Same algo, different memory access patterns, what could go wrong (or right)!

Introduction

Matrix multiplication is a classic example for demonstrating how memory access patterns significantly impact an algorithm’s runtime. The O(N^3) algorithm remains unchanged but by optimizing the way memory accessed, we can improve the runtime by as much as 40x.

Straightforward algorithm

We’ll be focusing on NxN (square) matrices where N is assumed to be very large.

Matrix multiplication involves taking two matrices A and B and combining them into a new matrix C.

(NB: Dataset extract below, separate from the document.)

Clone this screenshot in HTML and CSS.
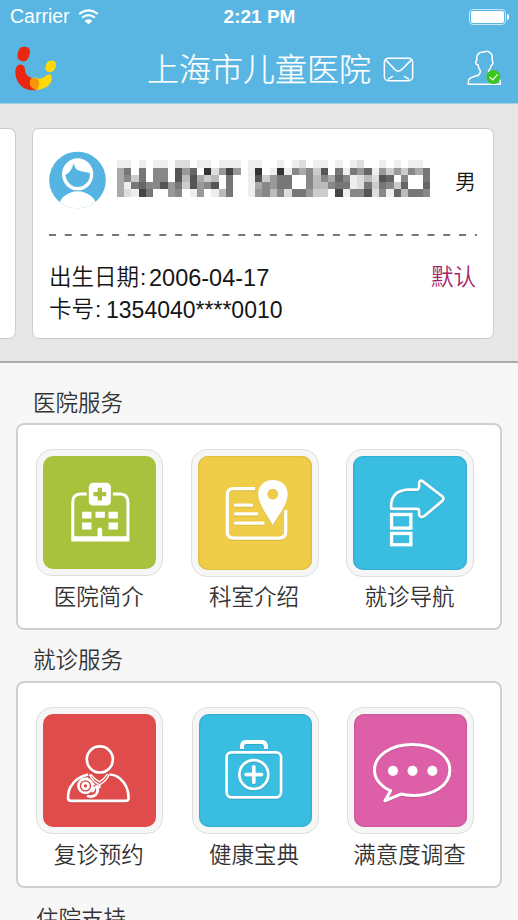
FILE: index.html
```html
<!DOCTYPE html>
<html lang="zh-CN">
<head>
<meta charset="utf-8">
<title>上海市儿童医院</title>
<link rel="stylesheet" href="styles.css">
</head>
<body>
<header class="top">
  <div class="status">
    <div class="carrier"><span>Carrier</span>
      <svg class="wifi" viewBox="238 24 62 48"><g fill="none" stroke="#fff" stroke-width="6.5"><path d="M241 39Q269 17 297 39"/><path d="M250 50Q269 35 288 50"/></g><path d="M257 59Q269 50 281 59L269 70Z" fill="#fff"/></svg>
    </div>
    <div class="time">2:21 PM</div>
    <div class="battery"><i></i></div>
  </div>
  <div class="nav">
    <svg class="logo" viewBox="45 135 126 135">
      <path d="M63 139Q75 134 86 141Q93 149 88 163Q84 178 74 181Q62 182 55 175Q50 165 55 151Q58 142 63 139Z" fill="#e9280f"/>
      <path d="M52 194Q63 186 72 196Q75 203 76 213Q81 227 97 232Q112 230 117 242Q119 258 109 267Q88 270 70 260Q50 247 46 219Q45 202 52 194Z" fill="#e9280f"/>
      <path d="M146 180Q157 176 166 182Q170 190 166 202Q162 212 152 214Q141 214 137 208Q134 200 139 189Q141 183 146 180Z" fill="#ffd90a"/>
      <path d="M96 232Q104 227 116 233Q133 233 138 223Q145 218 154 222Q158 235 151 247Q140 264 109 267Q94 263 90 250Q88 237 96 232Z" fill="#ffd90a"/>
      <path d="M96 232Q112 228 117 241Q120 257 109 267Q94 263 90 250Q88 237 96 232Z" fill="#f8960c"/>
    </svg>
    <h1>上海市儿童医院</h1>
    <svg class="mail" viewBox="373 169 94 76"><g fill="none" stroke="#fff" stroke-width="4.500" stroke-linecap="round"><rect x="377" y="173" width="86" height="68" rx="12"/><path d="M380 177L410 208Q419 215 429 208L460 177M389 236L402 228M451 236L438 228"/></g></svg>
    <svg class="user" viewBox="627 150 105 108"><path d="M631 253V244Q632 234 646 230Q664 227 666 219Q669 211 662 204L661 196Q653 194 653 185L657 180Q654 169 660 163Q665 155 678 156Q688 151 696 158Q705 162 702 180Q707 186 703 194L698 198Q699 207 692 212V219Q694 227 710 230Q725 235 727 244V253Z" fill="none" stroke="#fff" stroke-width="4.500" stroke-linejoin="round"/><circle cx="706" cy="231" r="21" fill="#3cc51b"/><path d="M695 231L704 240L719 223" fill="none" stroke="#fff" stroke-width="3.5"/></svg>
  </div>
</header>

<section class="cards">
  <div class="card prev"></div>
  <div class="card main">
    <div class="who">
      <svg class="avatar" viewBox="145 125 171 174"><defs><clipPath id="disc"><circle cx="230.500" cy="212" r="85"/></clipPath></defs><circle cx="230.500" cy="212" r="85" fill="#55b4e1"/><g clip-path="url(#disc)"><ellipse cx="231" cy="299" rx="59" ry="53" fill="#fff"/></g><ellipse cx="231" cy="195" rx="47" ry="48" fill="#fff"/><path d="M194 197Q213 188 219 162Q223 177 229 181Q243 187 267 190Q270 206 260 218Q248 233 231 233Q213 233 203 219Q196 209 194 197Z" fill="#55b4e1"/></svg>
      <div class="mosaic" id="mosaic"></div>
      <span class="sex">男</span>
    </div>
    <svg class="dash" viewBox="0 0 430 2"><path d="M0 1H428" stroke="#777" stroke-width="2" stroke-dasharray="7 8.770"/></svg>
    <div class="facts">
      <div class="row"><span>出生日期</span><b class="c1">:</b><span class="num">2006-04-17</span><em>默认</em></div>
      <div class="row"><span>卡号</span><b class="c2">:</b><span class="num id">1354040****0010</span></div>
    </div>
  </div>
</section>

<main>
  <h2>医院服务</h2>
  <div class="panel">
    <a class="item"><span class="tile green"><svg viewBox="70 64 338 338"><path d="M201 178H180Q159 180 159 202V315H324V202Q324 180 303 178H279" fill="none" stroke="#fff" stroke-width="9"/><path d="M159 310H324" stroke="#fff" stroke-width="12"/><rect x="207" y="144" width="66" height="68" rx="13" fill="#fff"/><path d="M240 159V197M221 178H259" stroke="#a9c23e" stroke-width="13"/><path d="M187 231H215V251H187ZM227 231H255V249H227ZM266 231H294V251H266ZM187 263H215V284H187ZM266 263H294V284H266ZM233 310V284Q234 278 240 278Q246 278 247 284V310Z" fill="#fff"/></svg></span><span class="label">医院简介</span></a>
    <a class="item"><span class="tile yellow big"><svg viewBox="54 62 343 343"><g class="shade" fill="none" stroke="#fff" stroke-width="10"><path d="M226 160H161Q142 160 142 179V291Q142 309 161 309H298Q318 309 318 291V225"/><path d="M167 210H215M167 236H231M167 264H250" stroke-linecap="round"/></g><path class="shade" fill-rule="evenodd" d="M279 271C268 247 235 209 235 177C235 151 253 134 279 134C306 134 324 152 324 177C324 210 291 247 279 271ZM279 161A16 16 0 1 0 279 193A16 16 0 1 0 279 161Z" fill="#fff"/></svg></span><span class="label">科室介绍</span></a>
    <a class="item"><span class="tile blue big"><svg viewBox="54 62 343 343"><g class="shade" fill="none" stroke="#fff" stroke-width="8" stroke-linejoin="round"><path d="M169 221V207Q172 168 216 163H249Q253 161 253 154V143Q255 132 265 139L323 184Q329 190 323 197L268 243Q257 250 253 239V227Q252 221 246 221Z"/></g><g fill="none" stroke="#fff" stroke-width="10"><rect x="170" y="238" width="58" height="41"/><rect x="170" y="295" width="58" height="34"/></g></svg></span><span class="label">就诊导航</span></a>
  </div>
  <h2 class="second">就诊服务</h2>
  <div class="panel two">
    <a class="item"><span class="tile red"><svg viewBox="70 221 338 338"><g class="shade" fill="none" stroke="#fff" stroke-width="8" stroke-linejoin="round"><circle cx="240" cy="357" r="39"/><path d="M205 402Q169 410 153 438Q145 451 145 472Q145 481 154 481H317Q326 481 326 472Q326 436 300 414Q287 403 269 402"/><circle cx="197" cy="436" r="21"/><circle cx="197" cy="436" r="9"/></g><path d="M209 401Q217 422 239 433Q261 421 268 401M213 402Q223 415 239 424Q255 413 263 400M201 410Q207 423 225 432" fill="none" stroke="#fff" stroke-width="4"/><path d="M202 465Q216 472 227 463Q239 452 229 434" fill="none" stroke="#fff" stroke-width="8"/><path d="M239 431V440L222 441Q225 449 216 454" fill="none" stroke="#fff" stroke-width="6"/></svg></span><span class="label">复诊预约</span></a>
    <a class="item"><span class="tile blue"><svg viewBox="57 57 336 336"><g class="shade" fill="none" stroke="#fff"><rect x="139" y="171" width="162" height="134" rx="15" stroke-width="8"/><circle cx="220" cy="237" r="43" stroke-width="8"/><path d="M185 161V151Q186 140 197 140H243Q254 140 256 151V161" stroke-width="12"/><path d="M220 214V260M197 237H243" stroke-width="11" stroke-linecap="round"/></g></svg></span><span class="label">健康宝典</span></a>
    <a class="item"><span class="tile pink"><svg viewBox="58 57 336 336"><path class="shade" d="M165 285C137 272 119 249 119 224C119 180 169 148 231 148C294 148 343 180 343 224C343 269 292 302 231 299Q213 299 198 295L150 315Q160 298 167 285Z" fill="none" stroke="#fff" stroke-width="9" stroke-linejoin="round"/><g fill="#fff"><circle cx="174" cy="226" r="15"/><circle cx="232" cy="226" r="15"/><circle cx="291" cy="226" r="15"/></g></svg></span><span class="label">满意度调查</span></a>
  </div>
  <h2 class="third">住院支持</h2>
</main>
<script src="script.js"></script>
</body>
</html>
```
FILE: styles.css
```css
* { box-sizing: border-box; }
html, body { height: 100%; }
body {
  margin: 0;
  overflow: hidden;
  background: #f7f7f7;
  color: #333;
  font-family: "Liberation Sans", "Noto Sans CJK SC", sans-serif;
  font-weight: 350;
}
svg { display: block; flex: none; }
.top { height: 104px; background: #59b5e1; color: #fff; border-bottom: 1px solid #a4d0e6; }
.status {
  height: 33px;
  padding: 0 9px 0 10px;
  display: grid;
  grid-template-columns: 1fr auto 1fr;
  align-items: center;
  font-size: 19.5px;
  line-height: 33px;
}
.carrier { display: flex; align-items: center; gap: 8px; }
.wifi { width: 21px; height: 16px; }
.time { font-weight: 700; font-size: 19px; }
.battery {
  justify-self: end;
  position: relative;
  width: 37px;
  height: 16px;
  margin-right: 3px;
  padding: 1px;
  border: 1px solid #c9e6f4;
  border-radius: 4px;
}
.battery i { display: block; height: 12px; background: #fff; border-radius: 2px; }
.battery::after {
  content: "";
  position: absolute;
  right: -4px;
  top: 4px;
  width: 2px;
  height: 6px;
  border-radius: 0 2px 2px 0;
  background: #fff;
}
.nav { height: 70px; display: flex; align-items: center; padding: 0 16px 0 15px; }
.logo { width: 42px; height: 45px; }
.nav h1 {
  margin: -2px 0 0 90px;
  font-family: "Noto Sans CJK SC", sans-serif;
  font-size: 32px;
  line-height: 48px;
  font-weight: 300;
  -webkit-text-stroke: .25px #fff;
}
.mail { width: 31px; height: 25px; margin: 2px 0 0 12px; }
.user { width: 35px; height: 36px; margin-left: auto; }

.cards {
  height: 259px;
  padding-top: 24px;
  display: flex;
  gap: 16px;
  background: #e7e7e7;
  border-bottom: 2px solid #aaa;
}
.card { height: 211px; background: #fff; border: 1px solid #ccc; border-radius: 7px; }
.prev { width: 16px; border-left: 0; border-radius: 0 7px 7px 0; }
.main { width: 462px; padding: 21px 16px 0; color: #151515; }
.who { height: 60px; display: flex; align-items: center; }
.avatar { width: 57px; height: 58px; }
.mosaic {
  width: 313.3px;
  height: 36.500px;
  margin: -3px 0 0 10.700px;
  display: grid;
  grid-template: repeat(5, 1fr) / repeat(43, 1fr);
}
.sex { margin-left: 25px; font: 350 21px/30px "Noto Sans CJK SC", sans-serif; }
.dash { width: 430px; height: 2px; margin-top: 24px; }
.facts { margin-top: 26px; }
.row {
  height: 32px;
  display: flex;
  line-height: 32px;
  font-size: 22.5px;
}
.row b { font-weight: 400; }
.row em { margin-left: auto; margin-right: 1px; font-style: normal; color: #a52468; }
.c1 { width: 10px; padding-left: 1px; }
.c2 { width: 12px; padding-left: 1px; }
.num { font-size: 23.5px; }
.id { font-size: 23px; }

h2 {
  margin: 0;
  padding: 25px 0 0 33px;
  height: 60px;
  font-size: 22.5px;
  line-height: 32px;
  font-weight: 350;
}
.second { height: 51px; padding-top: 15px; }
.third { padding: 16px 0 0 36px; }
.panel {
  width: 486px;
  height: 207px;
  margin-left: 16px;
  padding: 24px 0 0 4px;
  display: grid;
  grid-template-columns: repeat(3, 155.400px);
  background: #fff;
  border: 2px solid #d0d0d0;
  border-radius: 8px;
}
.item {
  display: flex;
  flex-direction: column;
  align-items: center;
  font-size: 22.5px;
  line-height: 44px;
  white-space: nowrap;
}
.label { margin-right: 2px; }
.tile {
  width: 127px;
  height: 127px;
  padding: 6px;
  border: 1px solid #dedede;
  border-radius: 16px;
  background: #f6f6f6;
}
.tile svg { width: 113px; height: 113px; border-radius: 10px; }
.big { width: 128px; height: 128px; margin-bottom: -1px; }
.big svg { width: 114px; height: 114px; }
.shade { filter: drop-shadow(0 2px 1px rgba(0, 0, 0, .15)); }
.green svg { background: #a9c23e; }
.yellow svg { background: #efcd49; box-shadow: inset 0 0 2px #b99c25; }
.blue svg { background: #39bde1; box-shadow: inset 0 0 2px #218fac; }
.red svg { background: #e04b4b; }
.pink svg { background: #dc5fa7; box-shadow: inset 0 0 2px #b34484; }
```
FILE: script.js
```js
// One hex digit per cell, 0 = black, f = white.
const rows = [
  'eefefeefddfeefeeefeeffefedfeefefedffefefeef',
  'a7f7f88f596f3d949fe3fe3e8a8c5f7e796e9c9c8a7',
  'a8c7f88f5b5acbf7ffe5c977ff8b8a68edbd56f8ff7',
  'ae7688597c5985f7ffea8977ff8bb877ed7c78c6ff6',
  'ade47ff98fe9feb7ffe98b8d779ccf4e885d8e6b778'
];
const mosaic = document.getElementById('mosaic');
for (const row of rows) {
  for (const shade of row) {
    const cell = document.createElement('i');
    cell.style.background = '#' + shade.repeat(3);
    mosaic.append(cell);
  }
}
```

matrix multiplication diagram credits wikipedia

For each element in C, we take the dot product of the associated row in A with the associated column in B. The mathematical definition from wikipedia is definitely clearer and more precise:

matrix multiplication formula credits wikipedia

This definition also lends itself to the following straightforward algorithm [1]:

#define N 2
typedef double matrix[N][N];

void multiply(matrix A, matrix B, matrix C, int n) {
    for (int i = 0; i < n; i++) {
        for (int j = 0; j < n; j++) {
            double res = 0.0;
            for (int k = 0; k < n; k++) {
                res += A[i][k] * B[k][j];
            }
            C[i][j] = res;
        }
    }
}

int main() {
    matrix A = { { 1, 2}, { 3, 4} };
    matrix B = { { 5, 6}, { 7, 8} };
    matrix C = { 0 };
    multiply(A, B, C, N);
    // C: [ 19.0  22.0
    //      43.0  50.0 ]
    return 0;
}

A couple of points worth pointing out from the above code snippet:

  • Its complexity is O(N^3) where N is the length/width of the matrix. For each entry in C, we do N amount of work, there are N^2 entries, thus N^3.
  • Every entry per source element (A & B) is read N times

The goal of this post is to detail how the straightforward approach can be optimized with regards to memory accesses. Before going any further, we’ll need to introduce caching in computer systems, plus some key terms and definitions:

Caches & Locality

A basic computer system consists of the CPU and a memory system for data storage. Transferring data back and forth from memory is quite slow from the CPU’s perspective. Therefore, in practice, a cache is added in between the CPU and memory to speed up access and bridge the processor-memory gap.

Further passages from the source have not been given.